Chico's FAS, Inc. (CHS - Free Report) is slated to release second-quarter fiscal 2017 results on Aug 30. The question lingering in investors’ minds is whether this specialty retailer of designer apparel and accessories will be able to deliver a positive earnings surprise in the quarter to be reported. In the trailing four quarters, the company outperformed the Zacks Consensus Estimate by an average of 51.8%.
However, it posted a negative earnings surprise of 10.3% in the previous quarter. Let’s see how things are shaping up prior to this announcement.
What to Expect?
The current Zacks Consensus Estimate for the quarter under review is 21 cents, reflecting a year-over year decline of 16%. We note that the Zacks Consensus Estimate has been stable in the past 30 days. However, analysts polled by Zacks expect revenues of $580.4 million, down 8.7% from the year-ago quarter.
Factors at Play
Chico’s continues to make progress with regard to its cost control and operating efficiency endeavors which were declared in May 2016. The company expects to achieve annualized savings of $100-$110 million by mid-2018. In this regard, the company has achieved savings worth $30 million in fiscal 2016, and anticipates generating $50 million worth of savings in fiscal 2017.
In the first quarter, the company generated savings worth $15 million. Further, the company expects savings of $35 million in fiscal 2017, from redesigning the organizational policies, controlled non-merchandise expenses and efficient supply chain operations resulting in lower cost of goods of sold.

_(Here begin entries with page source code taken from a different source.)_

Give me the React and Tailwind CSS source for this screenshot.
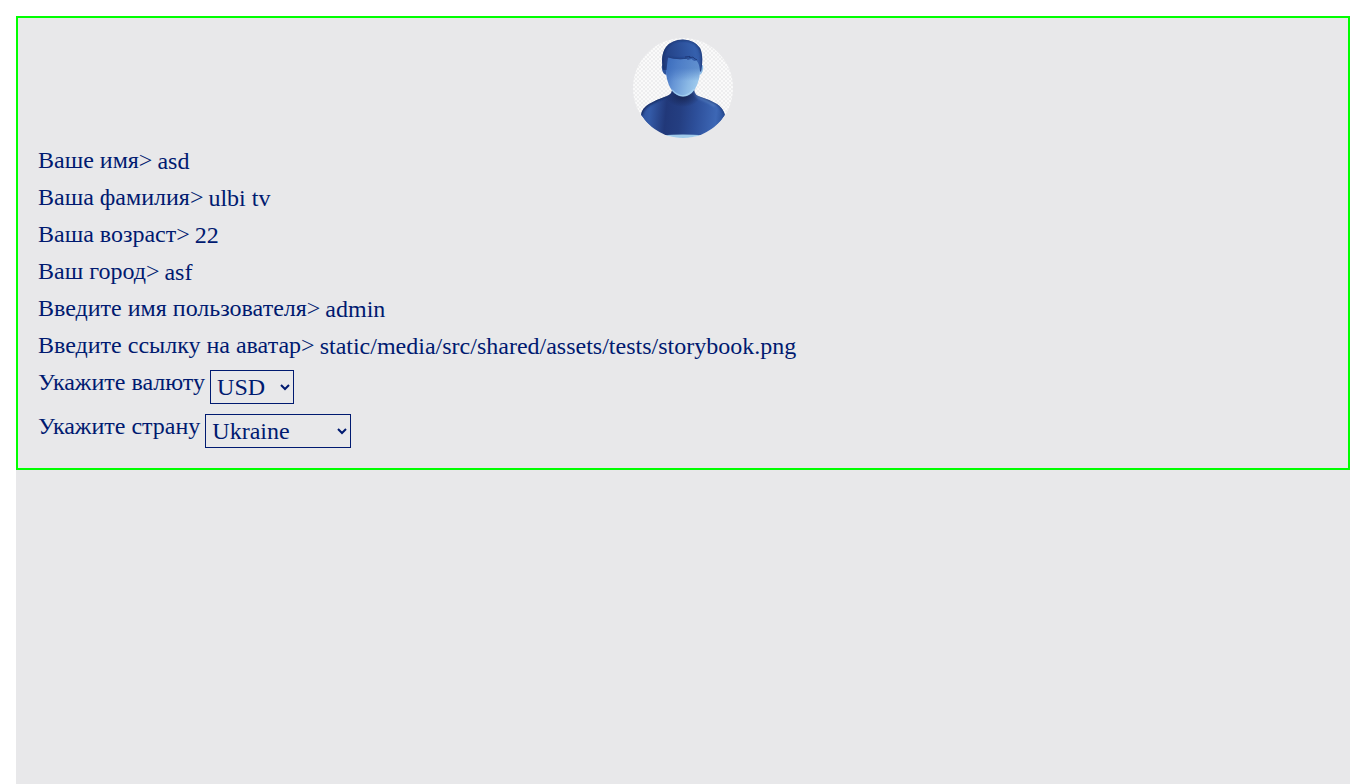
const fields = [
  ['Ваше имя>', 'asd'],
  ['Ваша фамилия>', 'ulbi tv'],
  ['Ваша возраст>', '22'],
  ['Ваш город>', 'asf'],
  ['Введите имя пользователя>', 'admin'],
  ['Введите ссылку на аватар>', 'static/media/src/shared/assets/tests/storybook.png'],
];

function Avatar() {
  return (
    <svg className="block size-[100px] rounded-full" viewBox="0 0 100 100" role="img">
      <defs>
        <pattern id="checks" width="4" height="4" patternUnits="userSpaceOnUse">
          <rect width="4" height="4" fill="#fafafa" />
          <rect width="2" height="2" fill="#eeeeef" />
          <rect x="2" y="2" width="2" height="2" fill="#eeeeef" />
        </pattern>
        <filter id="soft" x="-20%" y="-20%" width="140%" height="140%">
          <feGaussianBlur stdDeviation="0.9" />
        </filter>
        <linearGradient id="face" x1="0" y1="0.3" x2="1" y2="0.6">
          <stop offset="0" stopColor="#3f6fbe" />
          <stop offset="0.3" stopColor="#6594d5" />
          <stop offset="0.7" stopColor="#8ab8e5" />
          <stop offset="1" stopColor="#a2cdee" />
        </linearGradient>
        <linearGradient id="brow" x1="0" y1="0.3" x2="0" y2="1">
          <stop offset="0" stopColor="#3c6dbd" stopOpacity="0.6" />
          <stop offset="0.45" stopColor="#3c6dbd" stopOpacity="0" />
        </linearGradient>
        <linearGradient id="hair" x1="0" y1="0.5" x2="1" y2="0.35">
          <stop offset="0" stopColor="#1f3a7b" />
          <stop offset="0.4" stopColor="#2a4d96" />
          <stop offset="0.75" stopColor="#3560ad" />
          <stop offset="1" stopColor="#2a4d97" />
        </linearGradient>
        <linearGradient id="body" x1="0" y1="0.4" x2="1" y2="0.5">
          <stop offset="0.08" stopColor="#2c5099" />
          <stop offset="0.2" stopColor="#345ba8" />
          <stop offset="0.36" stopColor="#213879" />
          <stop offset="0.5" stopColor="#243e81" />
          <stop offset="0.66" stopColor="#2d4f9a" />
          <stop offset="0.86" stopColor="#3d67b5" />
          <stop offset="0.94" stopColor="#2b519b" />
        </linearGradient>
        <radialGradient id="neck" cx="0.5" cy="0.5" r="0.5">
          <stop offset="0" stopColor="#182654" />
          <stop offset="1" stopColor="#182654" stopOpacity="0" />
        </radialGradient>
        <clipPath id="torso">
          <path d="M39 50 Q40 55 34 58 Q25 61 16 66 Q9 70 8 77 Q18 92 30 97.5 H69 Q84 91 92 77 Q90 70 84 66 Q75 61 65 58 Q61 56 61 50Z" />
        </clipPath>
        <clipPath id="head">
          <path d="M30 32 Q27 17 33 9 Q39 1.5 50 1.5 Q62 2 67 10 Q71 18 68 34 L67 33 Q66.5 26 63.5 22.5 L61.5 23 Q60 22.3 58.5 21 L54 22 L55 20.7 Q43 22 35 19.5 Q34 27 33.5 32Z" />
        </clipPath>
      </defs>
      <rect width="100" height="100" fill="url(#checks)" />
      <g clipPath="url(#torso)">
        <rect width="100" height="100" fill="url(#body)" />
        <ellipse cx="50" cy="58" rx="17" ry="11" fill="url(#neck)" />
        <g filter="url(#soft)" fill="none">
          <path d="M34 57 Q25 61 16 66 Q9 70 8 77" stroke="#172a5d" strokeWidth="3" />
          <path d="M65 57 Q75 61 84 66 Q90 70 92 77" stroke="#213e7d" strokeWidth="2" />
          <path d="M62 52 Q62 58 67 60.5 Q76 64 82 68" stroke="#6f9bd5" strokeWidth="1.6" opacity="0.5" />
        </g>
      </g>
      <path d="M29 97.2 Q50 95.9 71 97.2 L65 100 H35Z" fill="#a0cbea" />
      <path d="M32.5 27 Q28.5 25 28.8 30 Q29.5 36 33.5 37Z" fill="#2c529c" />
      <path d="M67.2 27 Q70.6 26 70.2 30 Q69.5 36 66.5 37Z" fill="#8ebde6" />
      <path d="M33 18 Q32 31 34 41 Q37 53 44 57 Q50 60 56 57 Q63 53 66 41 Q68 31 67 18Z" fill="url(#face)" />
      <path d="M33 18 Q32 31 34 41 Q37 53 44 57 Q50 60 56 57 Q63 53 66 41 Q68 31 67 18Z" fill="url(#brow)" />
      <path d="M39 52 Q44 57.5 50 57.8 Q56 57.5 61 51" fill="none" stroke="#a9d5f4" strokeWidth="1.3" opacity="0.7" />
      <g clipPath="url(#head)">
        <rect x="25" width="50" height="40" fill="url(#hair)" />
        <g filter="url(#soft)" fill="none">
          <path d="M31 32 Q28 17 33 9 Q39 1.5 50 1.5 Q62 2 67 10 Q71 18 68 34" stroke="#1a2f68" strokeWidth="1.7" />
          <path d="M35 20 Q43 22.5 55 21" stroke="#1b326e" strokeWidth="1.8" />
        </g>
        <path d="M52 19 L57 18.4 L56.5 19.7 L60 19.1 L62 21 L64 21.7" fill="none" stroke="#1c3473" strokeWidth="1" opacity="0.8" />
      </g>
    </svg>
  );
}

function SelectRow({ label, value, width }) {
  return (
    <div className="flex items-start">
      <span className="mr-[5px]">{label}</span>
      <select
        defaultValue={value}
        className={`h-[34px] border border-[#001a70] bg-transparent px-[2px] ${width}`}
      >
        <option>{value}</option>
      </select>
    </div>
  );
}

export default function App() {
  return (
    <div className="h-[784px] overflow-hidden bg-white pt-4 pl-4 font-['Liberation_Serif',serif] text-[24px] leading-[24px] text-[#001a70]">
      <main className="h-full bg-[#e8e8ea]">
        <section className="flex flex-col gap-[10px] border-2 border-[#00ff00] p-5">
          <div className="flex justify-center">
            <Avatar />
          </div>
          {fields.map(([label, value]) => (
            <div key={label} className="flex h-[27px] items-start whitespace-nowrap">
              <span className="mr-[5px]">{label}</span>
              <span className="leading-[27px]">{value}</span>
            </div>
          ))}
          <SelectRow label="Укажите валюту" value="USD" width="w-[84px]" />
          <SelectRow label="Укажите страну" value="Ukraine" width="w-[146px]" />
        </section>
      </main>
    </div>
  );
}
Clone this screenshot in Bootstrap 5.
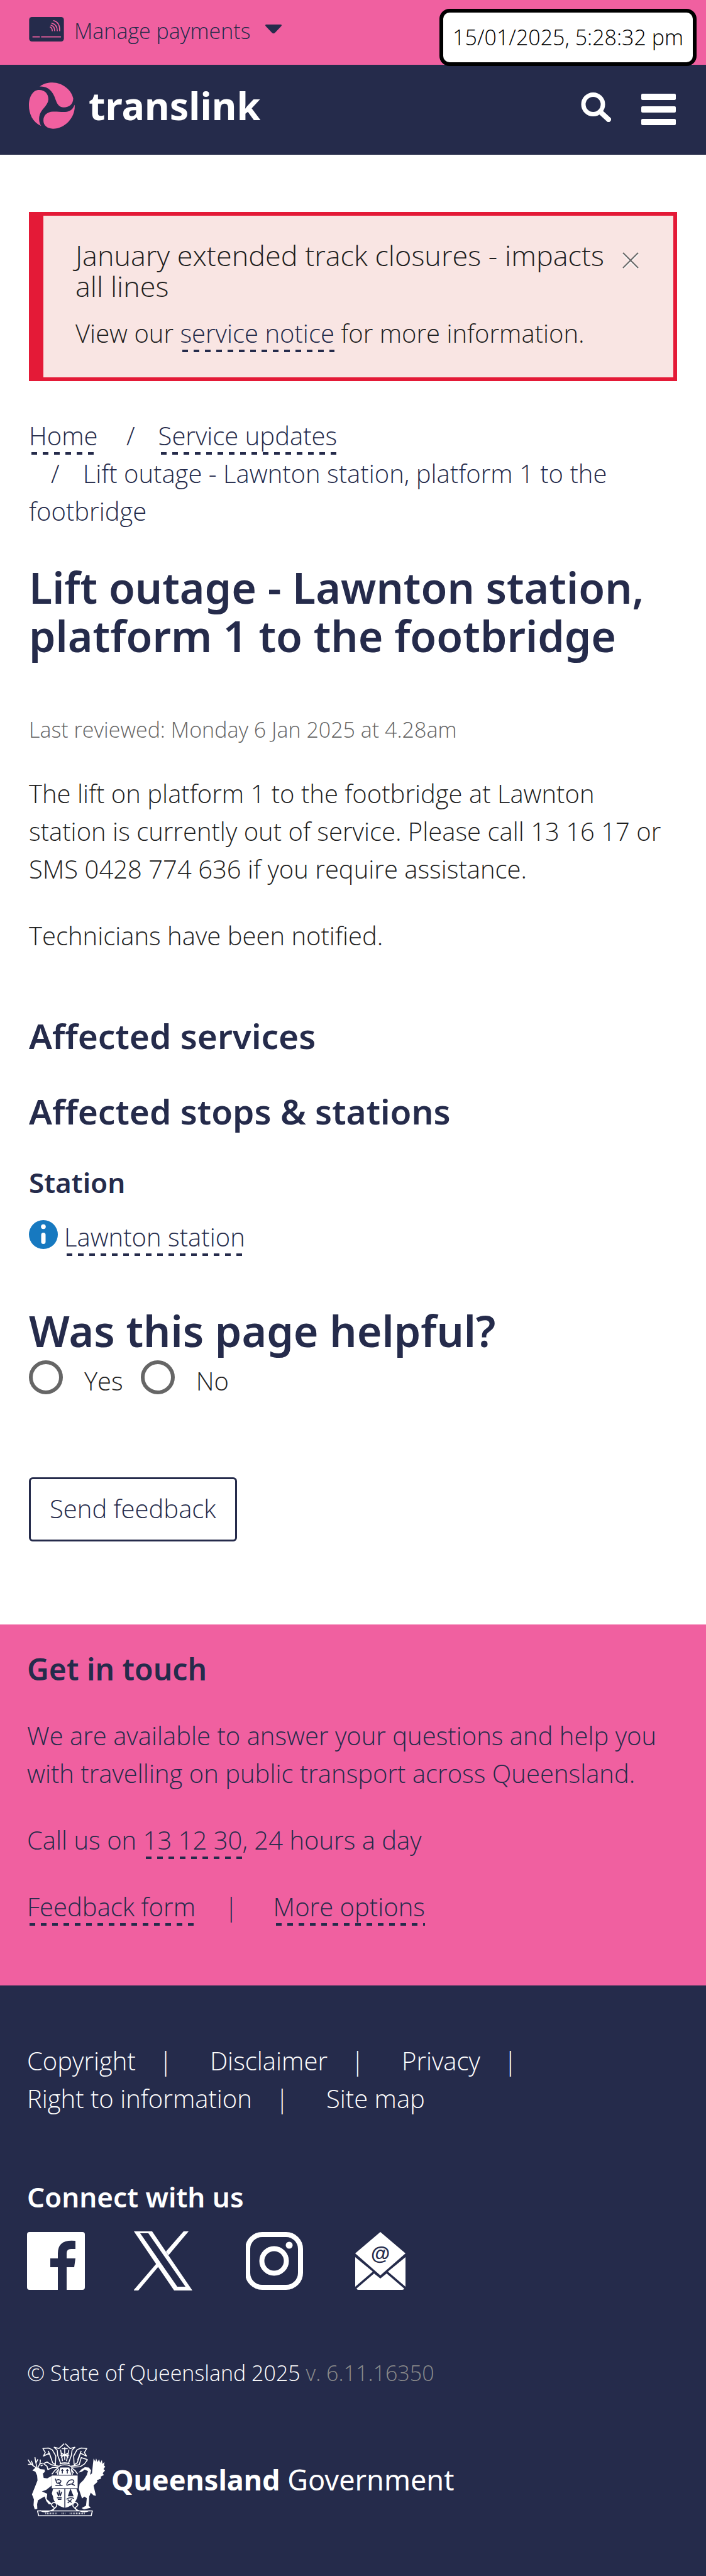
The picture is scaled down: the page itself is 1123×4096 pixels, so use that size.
<!DOCTYPE html>
<html lang="en">
<head>
<meta charset="utf-8">
<meta name="viewport" content="width=device-width, initial-scale=1">
<title>Lift outage - Lawnton station | Translink</title>
<link href="https://cdn.jsdelivr.net/npm/bootstrap@5.3.0/dist/css/bootstrap.min.css" rel="stylesheet">
<script src="https://cdn.jsdelivr.net/npm/bootstrap@5.3.0/dist/js/bootstrap.bundle.min.js"></script>
<style>
:root{--navy:#252b4b;--pink:#f060a0}
body{font:300 40px/60px "Open Sans","Noto Sans",sans-serif;color:#1f1f1f}
a{color:inherit;text-decoration:none}
svg{display:block;flex:none}
h1,h2,h3,h4,p,ul,ol{margin:0}
h1,h2,h3,h4,.wordmark{font-family:"Noto Sans","Open Sans",sans-serif;font-weight:600;color:var(--navy)}
h1,.title-xl{font-size:68px;line-height:77px}
.title-lg{font-size:55px;line-height:60px}
.title-sm{font-size:44px;line-height:60px}
.title-md{font-size:48px;line-height:60px}
.text-sub{font-size:34px;line-height:51px}
.dash-link{color:var(--navy);padding-bottom:3px;background:linear-gradient(90deg,var(--navy) 50%,transparent 50%) 4px 100%/18px 4px repeat-x}
.bg-pink{background:var(--pink);color:var(--navy)}
.bg-navy{background:var(--navy);color:#fff}
.side-pad{padding-left:46px;padding-right:46px}
.foot-pad{padding-left:43px;padding-right:43px}
.payments{min-height:103px;padding-top:24px}
.payments button{background:none;border:0;padding:0;color:var(--navy);font-weight:300}
.payments svg{margin-bottom:6px}
.clock{position:absolute;top:14px;right:15px;border:6px solid #000;border-radius:16px;background:#fff;color:#000;padding:14px 15px}
.site-head{min-height:143px;border-bottom:1px solid #1c2140}
.brand{gap:22px;margin-bottom:12px}
.wordmark{font-size:61px;line-height:60px;font-weight:700;color:#fff}
.plain-btn{background:none;border:0;padding:0;color:#fff}
.notice{margin-top:91px;border:6px solid #e41a37;border-left-width:23px;border-radius:0;background:#f9e5e3;padding:38px 55px 40px 51px;color:#1f1f1f}
.notice-title{font-size:45px;line-height:49px}
.notice p{margin-top:21px}
.notice .plain-btn{margin:20px 0 0 8px}
.crumbs{margin-top:57px;color:var(--navy)}
.crumbs li+li::before{content:"/";padding:0 37px 0 35px}
.headline{margin-top:52px}
.reviewed{margin-top:86px;color:#666}
.gap-para{margin-top:46px}
.sec-services{margin-top:99px}
.sec-stops{margin-top:60px}
.sec-station{margin:53px 0 27px}
.sec-helpful{margin-top:80px}
.station{gap:10px}
.station svg{margin-bottom:8px}
.choice{margin-top:9px}
.choice input{appearance:none;width:54px;height:54px;border:6px solid #666;border-radius:50%;margin:0 34px 12px 0;background:#fff}
.choice label{margin-right:28px}
.btn-feedback{margin:120px 0 132px;padding:17px 30px 19px;border:3px solid var(--navy);border-radius:6px;font-size:40px;line-height:60px;font-weight:300;color:var(--navy)}
.contact{padding-top:41px;padding-bottom:95px}
.contact-links span+span{margin-left:46px}
.contact-links span:last-child{margin-left:56px}
.site-foot{padding-top:90px;padding-bottom:96px}
.foot-links li:not(:last-child)::after{content:"|";padding:0 49px 0 37px}
.sec-connect{margin-top:96px}
.social{gap:82px;margin-top:26px}
.legal{margin-top:107px}
.version{color:#8b8b8b}
.gov{margin-top:86px;gap:9px}
.gov-name{font:400 45px/60px "Noto Sans","Open Sans",sans-serif}
</style>
</head>
<body>
<div class="bg-pink payments side-pad position-relative">
  <button type="button" class="d-flex align-items-center text-sub">
    <svg width="56" height="39" viewBox="30 57 173 122" aria-hidden="true"><rect x="30" y="57" width="173" height="122" rx="14" fill="#252b4b"/><g fill="none" stroke="#f060a0" stroke-linecap="round" stroke-width="6"><path d="M49 156H81M92 156H186"/><g stroke-width="5"><path d="M135 107Q145 112 145 126M139 98Q157 104 157 126M143 88Q170 94 170 126M152 75Q184 84 182 126"/></g></g></svg>
    <span class="mx-3">Manage payments</span>
    <svg width="26" height="15" viewBox="0 0 26 15" class="ms-2" aria-hidden="true"><path d="M1 0H25Q27 1 25 3L15 13.500Q13 15 11 13.500L1 3Q-1 1 1 0Z" fill="#252b4b"/></svg>
  </button>
  <div class="clock text-sub">15/01/2025, 5:28:32 pm</div>
</div>
<header class="bg-navy site-head side-pad d-flex align-items-center justify-content-between">
  <a href="#" class="brand d-flex align-items-center">
    <svg width="73" height="74" viewBox="24 380 231 232" aria-hidden="true"><g fill="#f060a0"><path d="M78 400C100 384 120 380 142 380C195 380 240 420 247 460C247 490 225 505 200 505C175 505 165 485 158 465C145 425 120 397 78 400Z"/><path d="M75 417C105 417 122 437 122 465C119 500 80 515 76 552C74 572 77 585 86 598C42 580 24 535 24 495C24 450 45 417 75 417Z"/><path d="M254 491C260 552 208 612 145 612C115 610 97 595 97 570C97 545 115 527 145 526C190 524 235 543 254 491Z"/></g></svg>
    <span class="wordmark">translink</span>
  </a>
  <div class="d-flex align-items-center">
    <button type="button" class="plain-btn me-5 pb-2" aria-label="Search"><svg width="48" height="47" viewBox="0 0 48 47"><circle cx="19.500" cy="19" r="15.500" fill="none" stroke="#fff" stroke-width="7"/><path d="M31 31L44 43" stroke="#fff" stroke-width="8" stroke-linecap="round"/></svg></button>
    <button type="button" class="plain-btn" aria-label="Menu"><svg width="57" height="50" viewBox="0 0 57 50"><g fill="#fff"><rect width="55" height="10" rx="2"/><rect y="20" width="55" height="10" rx="2"/><rect y="40" width="55" height="10" rx="2"/></g></svg></button>
  </div>
</header>
<main class="side-pad">
  <div class="notice alert mb-0" role="alert">
    <div class="d-flex align-items-start">
      <div class="notice-title flex-grow-1">January extended track closures - impacts all lines</div>
      <button type="button" class="plain-btn" aria-label="Close"><svg width="26" height="26" viewBox="0 0 26 26"><path d="M1 3L25 27M25 3L1 27" stroke="#fff" stroke-width="2"/><path d="M1 1L25 25M25 1L1 25" stroke="#666" stroke-width="2"/></svg></button>
    </div>
    <p>View our <a href="#" class="dash-link">service notice</a> for more information.</p>
  </div>
  <nav aria-label="Breadcrumb">
    <ol class="crumbs list-unstyled">
      <li class="d-inline-block"><a href="#" class="dash-link">Home</a></li>
      <li class="d-inline-block"><a href="#" class="dash-link">Service updates</a></li>
      <li class="d-inline-block">Lift outage - Lawnton station, platform 1 to the footbridge</li>
    </ol>
  </nav>
  <h1 class="headline">Lift outage - Lawnton station, platform 1 to the footbridge</h1>
  <p class="text-sub reviewed">Last reviewed: Monday 6 Jan 2025 at 4.28am</p>
  <p class="gap-para">The lift on platform 1 to the footbridge at Lawnton station is currently out of service. Please call 13 16 17 or SMS 0428 774 636 if you require assistance.</p>
  <p class="gap-para">Technicians have been notified.</p>
  <h2 class="title-lg sec-services">Affected services</h2>
  <h2 class="title-lg sec-stops">Affected stops &amp; stations</h2>
  <h3 class="title-sm sec-station">Station</h3>
  <div class="station d-flex align-items-center">
    <svg width="46" height="46" viewBox="0 0 46 46" aria-hidden="true"><circle cx="23" cy="23" r="23" fill="#1779c0"/><circle cx="23" cy="10.500" r="3.800" fill="#fff"/><rect x="19.500" y="20" width="7" height="18" rx="3.500" fill="#fff"/></svg>
    <span><a href="#" class="dash-link">Lawnton station</a></span>
  </div>
  <h2 class="title-xl sec-helpful">Was this page helpful?</h2>
  <div class="choice d-flex align-items-center">
    <input type="radio" name="helpful" id="yes"><label for="yes">Yes</label>
    <input type="radio" name="helpful" id="no"><label for="no">No</label>
  </div>
  <button type="button" class="btn btn-feedback">Send feedback</button>
</main>
<section class="bg-pink foot-pad contact">
  <h3 class="title-md">Get in touch</h3>
  <p class="gap-para">We are available to answer your questions and help you with travelling on public transport across Queensland.</p>
  <p class="gap-para">Call us on <a href="#" class="dash-link">13 12 30</a>, 24 hours a day</p>
  <div class="gap-para d-flex contact-links"><span><a href="#" class="dash-link">Feedback form</a></span><span>|</span><span><a href="#" class="dash-link">More options</a></span></div>
</section>
<footer class="bg-navy foot-pad site-foot">
  <ul class="foot-links list-unstyled">
    <li class="d-inline-block"><a href="#">Copyright</a></li>
    <li class="d-inline-block"><a href="#">Disclaimer</a></li>
    <li class="d-inline-block"><a href="#">Privacy</a></li>
    <li class="d-inline-block"><a href="#">Right to information</a></li>
    <li class="d-inline-block"><a href="#">Site map</a></li>
  </ul>
  <h3 class="title-sm text-white sec-connect">Connect with us</h3>
  <div class="social d-flex">
    <a href="#" aria-label="Facebook"><svg width="92" height="92" viewBox="0 0 92 92"><path fill="#fff" d="M4 0H88Q92 0 92 4V88Q92 92 88 92H63V56H75L77 42H63V34Q63 27 70 27H77V14Q49 11 49 34V42H37V56H49V92H4Q0 92 0 88V4Q0 0 4 0Z"/></svg></a>
    <a href="#" aria-label="X"><svg width="92" height="92" viewBox="4 1 92 92" overflow="visible"><g fill="#fff"><path fill-rule="evenodd" d="M0 0H29L93 94H64ZM10 3L69 88H82L23 3Z"/><path d="M79 0H87L55 38L51 32ZM0 94H7L39 56L36 51L0 93Z"/></g></svg></a>
    <a href="#" aria-label="Instagram"><svg width="92" height="92" viewBox="1 0 92 92"><g fill="none" stroke="#fff" stroke-width="8"><rect x="4" y="4" width="84" height="84" rx="23"/><circle cx="46" cy="46" r="19.500"/></g><circle cx="70" cy="21" r="5.500" fill="#fff"/></svg></a>
    <a href="#" aria-label="Email"><svg width="81" height="92" viewBox="0 0 81 92"><g fill="#fff"><path d="M40 0L80 34L40 69L0 34Z"/><path d="M0 40L28 63L0 87ZM80 40L52 63L80 87ZM2 90L30 66L40 74L50 66L78 90Q77 92 75 92H5Q3 92 2 90Z"/></g><text x="40" y="45" text-anchor="middle" font-family="Liberation Sans" font-weight="700" font-size="31" fill="#252b4b">@</text></svg></a>
  </div>
  <p class="text-sub legal">© State of Queensland 2025 <span class="version">v. 6.11.16350</span></p>
  <a href="#" class="gov d-flex align-items-center">
    <svg width="125" height="116" viewBox="55 28 392 367" aria-hidden="true">
      <g fill="#fff">
        <path d="M80 165L98 148L113 150L118 158L142 160L143 172L133 180L137 202L155 204L178 192V240L150 262L128 270L155 282L152 308L170 325L180 336L163 335L150 318L142 295L125 305L108 315L104 335L105 358L92 360L86 340L88 310L78 285L92 250L106 215L104 190L95 170Z"/>
        <path d="M388 105L397 120L401 104L408 122L416 108L421 126L430 112L433 132L443 122L441 140L447 145L438 158L446 165L434 178L440 188L424 196L426 205L405 214L408 222L388 240L400 292L388 290L374 276L366 296L364 342L374 352L340 360L328 354L350 342L354 304L342 296L330 306L314 258L318 232L338 212L354 188L360 168L344 160L330 170L312 176L326 160L344 148L364 150L376 164L370 186L380 180Z"/>
        <path d="M178 190H308V254H178Z"/><path d="M184 258H241V352Q188 338 184 296L178 280ZM246 258H302L310 280Q304 338 246 352Z"/>
        <path d="M220 150H266L276 186H212Z"/>
      </g>
      <g fill="none" stroke="#fff" stroke-width="5" stroke-linejoin="round">
        <path d="M98 150Q72 136 58 110M74 133L58 134M84 140L75 116M103 148Q96 122 93 98M98 127L108 108M108 148Q122 130 120 110M117 132L132 128M122 142L132 137"/>
        <path d="M240 30L214 54L190 48L205 62L208 90L222 128H262L276 90L280 62L294 48L270 54L246 30M222 60L232 118M264 60L252 118M228 55H258M224 76L262 98M262 76L224 98M243 48V112M220 88H266"/>
        <path d="M180 60L160 52L133 54L145 74L136 92L166 78L182 126L198 136M180 60L198 92L196 134M160 66L178 112M136 130L154 122L176 136L218 144M136 130L154 144L158 160L182 150L212 148"/>
        <path d="M305 60L326 52L354 54L342 74L352 92L322 78L306 126L290 136M305 60L288 92L290 134M326 66L308 112M358 110L326 100L316 136L268 144M358 110L342 132L320 146L276 148"/>
        <path d="M218 132Q243 120 268 132M216 141Q243 132 270 141M210 150L192 166L178 184M198 178L212 158L206 186M276 150L296 166L308 184M288 178L276 158L282 186"/>
        <path d="M106 368H382L376 393H112ZM118 366C150 382 188 366 202 344Q204 324 186 326Q170 334 182 346Q196 350 184 366M368 366C336 382 300 366 284 344Q282 324 300 326Q316 334 304 346Q290 350 304 366"/>
      </g>
      <g fill="none" stroke="#252b4b" stroke-width="5"><path d="M231 158V180M225 165H237M256 158V180M250 165H262"/><path d="M196 206L202 226Q220 238 224 218Q216 206 202 214M196 240H232M212 222L222 240M252 236Q262 208 284 212Q296 222 280 230M252 240L276 232L294 240M204 272L212 294L216 264L220 294L228 272M204 302H228M208 310H226"/><path d="M252 310Q268 296 290 306M258 312L278 326M278 310L258 328"/><path d="M272 262L262 292H284Z" fill="#252b4b"/></g>
      <path d="M146 381H208M228 381H246M268 381H346" stroke="#fff" stroke-width="8" stroke-dasharray="3 5"/>
    </svg>
    <span class="gov-name"><b>Queensland</b> Government</span>
  </a>
</footer>
</body>
</html>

However, the company has been witnessing dismal top-line trends in the last few quarters. Notably, the company has lagged the sales estimates in four of the trailing five quarters. In the last reported quarter, the company posted negative top and bottom-line surprise, while comparable store sales (comps) dipped year over year. Moreover, the company expects comps to decline to a mid single-digit percentage in fiscal 2017.
The cumulative effect of the soft sales trends is evident on the company’s stock price, which has witnessed a 22.2% decline in the last three months. Further, the stock has underperformed the industry’s 17.2% decline.
What the Zacks Model Unveils
Our proven model does not conclusively show that Chico's to beat earnings estimates this quarter. This is because a stock needs to have both a positive Earnings ESP and a Zacks Rank #1 (Strong Buy), 2 (Buy) or 3 (Hold) for this to happen. You can uncover the best stocks to buy or sell before they’re reported with our Earnings ESP Filter.
Chico's has an Earnings ESP of 0.00% as both the Most Accurate estimate and the Zacks Consensus Estimate are pegged at 21 cents per share. While the company’s Zacks Rank #3 increases the predictive power of ESP, we need to have a positive ESP to be confident about an earnings surprise.
Stocks Poised to Beat Earnings Estimates
Here are some companies you may want to consider as our model shows that these have the right combination of elements to post an earnings beat:
Big Lots, Inc. (BIG - Free Report) has an Earnings ESP of +0.72% and a Zacks Rank #2. You can see the complete list of today’s Zacks #1 Rank stocks here.
Burlington Stores, Inc. (BURL - Free Report) has an Earnings ESP of +3.23% and a Zacks Rank #2.
Zumiez, Inc. has an Earnings ESP of +16.67% and a Zacks Rank #3.